Suzuki disted off one of their 1990s model names and bestowed it on their new compact hatch, that size-wise sits above the Swift.
The new Baleno will come in two specifications – the GL tested here, and the better-equipped GLX.
The GLX is powered by a 1.0-litre turbo three-cylinder engine mated to a six-speed auto. The GL borrows the Swift’s 1.4-litre four-cylinder engine with either a standard five-speed manual like our test car, or an optional four-speed auto that will add a modest $1000 to the price.
It’s not the cheapest new car on the market, but the Baleno is still sharply priced. Despite the cheap cost, there’s still some cheer on the standard equipment front. A reversing camera, Bluetooth, integrated navigation, daytime running lights, dusk-sensing headlamps, Apple Car Play and Mirror Link smartphone infotainment interfaces, follow-me-home lighting, cruise control, power windows (front and rear), and six airbags are all included.
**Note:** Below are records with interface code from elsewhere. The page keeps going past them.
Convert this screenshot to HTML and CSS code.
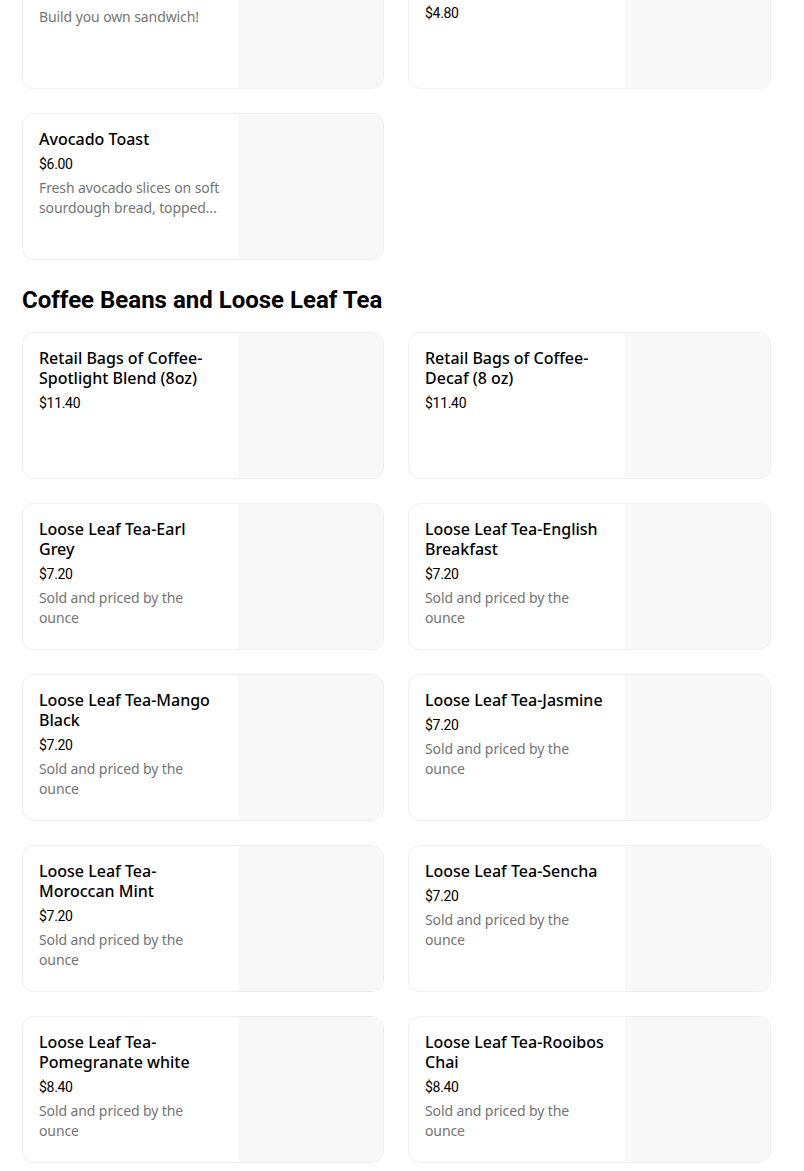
FILE: index.html
```html
<!DOCTYPE html>
<html lang="en">
<head>
<meta charset="utf-8">
<title>Menu</title>
<link rel="stylesheet" href="styles.css">
</head>
<body>
<main class="menu">
  <section class="section section-first">
    <div class="grid">
      <div class="card">
        <div class="info">
          <div class="title">Sandwich</div>
          <div class="price">$9.00</div>
          <div class="desc">Build you own sandwich!</div>
        </div>
        <div class="thumb"></div>
      </div>
      <div class="card">
        <div class="info">
          <div class="title">Breakfast Burrito with Egg</div>
          <div class="price">$4.80</div>
        </div>
        <div class="thumb"></div>
      </div>
      <div class="card">
        <div class="info">
          <div class="title">Avocado Toast</div>
          <div class="price">$6.00</div>
          <div class="desc">Fresh avocado slices on soft sourdough bread, topped…</div>
        </div>
        <div class="thumb"></div>
      </div>
    </div>
  </section>

  <section class="section">
    <h2 class="heading">Coffee Beans and Loose Leaf Tea</h2>
    <div class="grid">
      <div class="card">
        <div class="info">
          <div class="title">Retail Bags of Coffee-Spotlight Blend (8oz)</div>
          <div class="price">$11.40</div>
        </div>
        <div class="thumb"></div>
      </div>
      <div class="card">
        <div class="info">
          <div class="title">Retail Bags of Coffee-Decaf (8 oz)</div>
          <div class="price">$11.40</div>
        </div>
        <div class="thumb"></div>
      </div>
      <div class="card">
        <div class="info">
          <div class="title">Loose Leaf Tea-Earl Grey</div>
          <div class="price">$7.20</div>
          <div class="desc">Sold and priced by the ounce</div>
        </div>
        <div class="thumb"></div>
      </div>
      <div class="card">
        <div class="info">
          <div class="title">Loose Leaf Tea-English Breakfast</div>
          <div class="price">$7.20</div>
          <div class="desc">Sold and priced by the ounce</div>
        </div>
        <div class="thumb"></div>
      </div>
      <div class="card">
        <div class="info">
          <div class="title">Loose Leaf Tea-Mango Black</div>
          <div class="price">$7.20</div>
          <div class="desc">Sold and priced by the ounce</div>
        </div>
        <div class="thumb"></div>
      </div>
      <div class="card">
        <div class="info">
          <div class="title">Loose Leaf Tea-Jasmine</div>
          <div class="price">$7.20</div>
          <div class="desc">Sold and priced by the ounce</div>
        </div>
        <div class="thumb"></div>
      </div>
      <div class="card">
        <div class="info">
          <div class="title">Loose Leaf Tea-Moroccan Mint</div>
          <div class="price">$7.20</div>
          <div class="desc">Sold and priced by the ounce</div>
        </div>
        <div class="thumb"></div>
      </div>
      <div class="card">
        <div class="info">
          <div class="title">Loose Leaf Tea-Sencha</div>
          <div class="price">$7.20</div>
          <div class="desc">Sold and priced by the ounce</div>
        </div>
        <div class="thumb"></div>
      </div>
      <div class="card">
        <div class="info">
          <div class="title">Loose Leaf Tea-Pomegranate white</div>
          <div class="price">$8.40</div>
          <div class="desc">Sold and priced by the ounce</div>
        </div>
        <div class="thumb"></div>
      </div>
      <div class="card">
        <div class="info">
          <div class="title">Loose Leaf Tea-Rooibos Chai</div>
          <div class="price">$8.40</div>
          <div class="desc">Sold and priced by the ounce</div>
        </div>
        <div class="thumb"></div>
      </div>
    </div>
  </section>
</main>
</body>
</html>
```

FILE: styles.css
```css
* {
  box-sizing: border-box;
}

html, body {
  margin: 0;
  padding: 0;
  background: #ffffff;
}

body {
  font-family: "Noto Sans", Roboto, "Liberation Sans", Arial, sans-serif;
  color: #000000;
  overflow: hidden;
}

.menu {
  width: 750px;
  margin-left: 22px;
}

.section-first {
  margin-top: -58px;
}

.heading {
  margin: 24px 0 16px;
  font-family: Roboto, "Liberation Sans", Arial, sans-serif;
  font-size: 24px;
  line-height: 32px;
  font-weight: 700;
  letter-spacing: 0;
}

.grid {
  display: grid;
  grid-template-columns: 362px 363px;
  column-gap: 24px;
  row-gap: 24px;
}

.card {
  display: flex;
  height: 147px;
  border: 1px solid #efefef;
  border-radius: 12px;
  overflow: hidden;
  background: #ffffff;
}

.info {
  flex: 1;
  min-width: 0;
  padding: 15px 16px 0 16px;
}

.thumb {
  flex: 0 0 145px;
  width: 145px;
  background: #f8f8f8;
}

.title {
  font-family: "Noto Sans", Roboto, sans-serif;
  font-size: 16px;
  line-height: 20px;
  font-weight: 500;
  color: #000000;
}

.price {
  margin-top: 5px;
  font-family: Roboto, "Noto Sans", sans-serif;
  font-size: 14px;
  line-height: 20px;
  letter-spacing: -0.3px;
  color: #000000;
}

.desc {
  margin-top: 4px;
  font-family: "Noto Sans", Roboto, sans-serif;
  font-size: 14px;
  line-height: 20px;
  color: #757575;
  letter-spacing: -0.1px;
}
```
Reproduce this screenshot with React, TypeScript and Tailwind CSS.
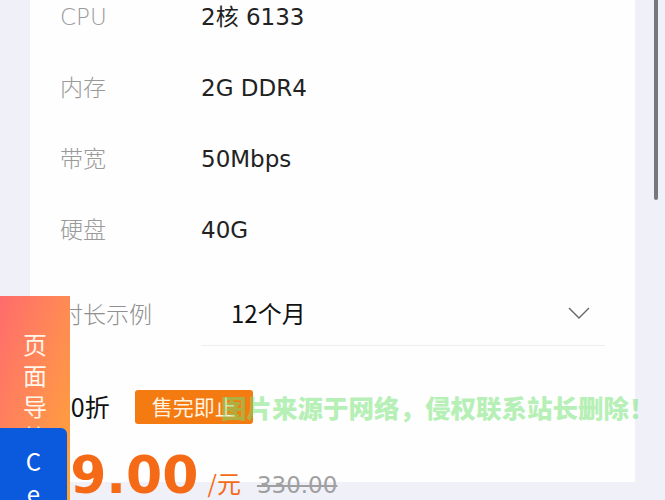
const specs = [
  { label: "CPU", value: "2核 6133" },
  { label: "内存", value: "2G DDR4" },
  { label: "带宽", value: "50Mbps" },
  { label: "硬盘", value: "40G" },
];

const latin = { fontFamily: '"DejaVu Sans", "Noto Sans CJK SC", sans-serif' };
const cjk = { fontFamily: '"Noto Sans CJK SC", "Noto Sans", sans-serif' };

function Chevron() {
  return (
    <svg width="22" height="12" viewBox="0 0 22 12" fill="none">
      <polyline points="1,1 11,11 21,1" stroke="#666" strokeWidth="1.4" />
    </svg>
  );
}

export default function App() {
  return (
    <div className="relative h-[500px] w-full overflow-hidden bg-[#f0f0f9]" style={latin}>
      <div className="ml-[30px] h-full w-[605px] bg-[#fefefe]">
        <div className="-mt-[18px] flex flex-col pl-[30px]">
          {specs.map((s) => (
            <div key={s.label} className="flex h-[71px] items-center text-[23px]">
              <span className="w-[141px] font-light text-[#9a9a9a]">{s.label}</span>
              <span className="text-[#222]">{s.value}</span>
            </div>
          ))}

          <div className="mt-[14px] flex h-[66px] items-center" style={cjk}>
            <span className="w-[141px] text-[23px] font-light text-[#8f8f8f]">时长示例</span>
            <div className="flex h-full w-[404px] items-center justify-between border-b border-[#eeeef2] pl-[30px] pr-[15px]">
              <span className="text-[24px] text-[#111]">12个月</span>
              <Chevron />
            </div>
          </div>
        </div>

        <div className="mt-[44px] flex h-[34px] items-center pl-[20px]" style={cjk}>
          <span className="text-[25px] text-[#111]">3.0折</span>
          <span className="ml-[25px] flex h-[34px] w-[118px] items-center justify-center rounded-[3px] bg-[#f47a12] text-[21px] text-[#fff3e0]">
            售完即止
          </span>
        </div>

        <div className="mt-[25px] flex items-baseline pl-[4px]">
          <span className="text-[52px] font-bold leading-none text-[#f56a16]">99.00</span>
          <span className="ml-[9px] text-[24px] text-[#f56a16]" style={cjk}>/元</span>
          <span className="ml-[16px] text-[23px] text-[#a0a0a0] line-through">330.00</span>
        </div>
      </div>

      <div
        className="pointer-events-none absolute left-[221px] top-[388px] whitespace-nowrap text-[25.5px] font-black text-[rgba(110,226,110,0.52)]"
        style={cjk}
      >
        图片来源于网络，侵权联系站长删除！
      </div>

      <div
        className="absolute left-0 top-[296px] flex h-[210px] w-[70px] flex-col items-center bg-gradient-to-br from-[#ff6b6b] to-[#ffa62a] pt-[32px] text-[24px] leading-[31px] text-[#fff6ea]"
        style={cjk}
      >
        {"页面导航".split("").map((c) => (
          <span key={c}>{c}</span>
        ))}
      </div>

      <div
        className="absolute left-0 top-[428px] flex h-[100px] w-[67px] flex-col items-center rounded-tr-[6px] bg-[#0b5ade] pt-[17px] text-[24px] leading-[32px] text-white"
        style={cjk}
      >
        {"Ce".split("").map((c) => (
          <span key={c}>{c}</span>
        ))}
      </div>

      <div className="absolute right-[7px] top-0 h-[200px] w-[4px] rounded-b-full bg-[#77777c]" />
    </div>
  );
}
Despite the Baleno’s compact dimensions, interior and boot space is as good or better than many small cars, including sales hero the Toyota Corolla. Seating front and rear offers a basic but acceptable level of comfort.
The interior is simple, practical and functional albeit in a slightly dated-looking way. The colour centre screen has touch functionality and the steering wheel carries control switches for cruise control, speed limiter, audio (including mute) and hands-free phone operation. Steering reach adjustment isn’t included; only tilt on the base model. You will need to upgrade to the GLX if you want both for a better seating position relative to the wheel.
The clutch and gearbox are easy to use, though I did snag the footrest a few times with the edge of the left shoe when depressing the clutch pedal, as clearance is limited.
The 1.4-litre engine provides an acceptable level of performance, with official fuel consumption figures slightly lower than sibling Swift. On the road, the Baleno proves sufficiently capable to fulfil its intended function. The steering was a little disappointing though, exhibiting an odd dull vagueness around the centre position.
The Indian-built Suzuki has been built to a price, but fit and finish is neat enough, and we figure it should live up to the brand’s reputation for reliability.
Overall, the spacious Baleno is an honest offering that gives buyers more than might be expected at its fiscally-friendly price.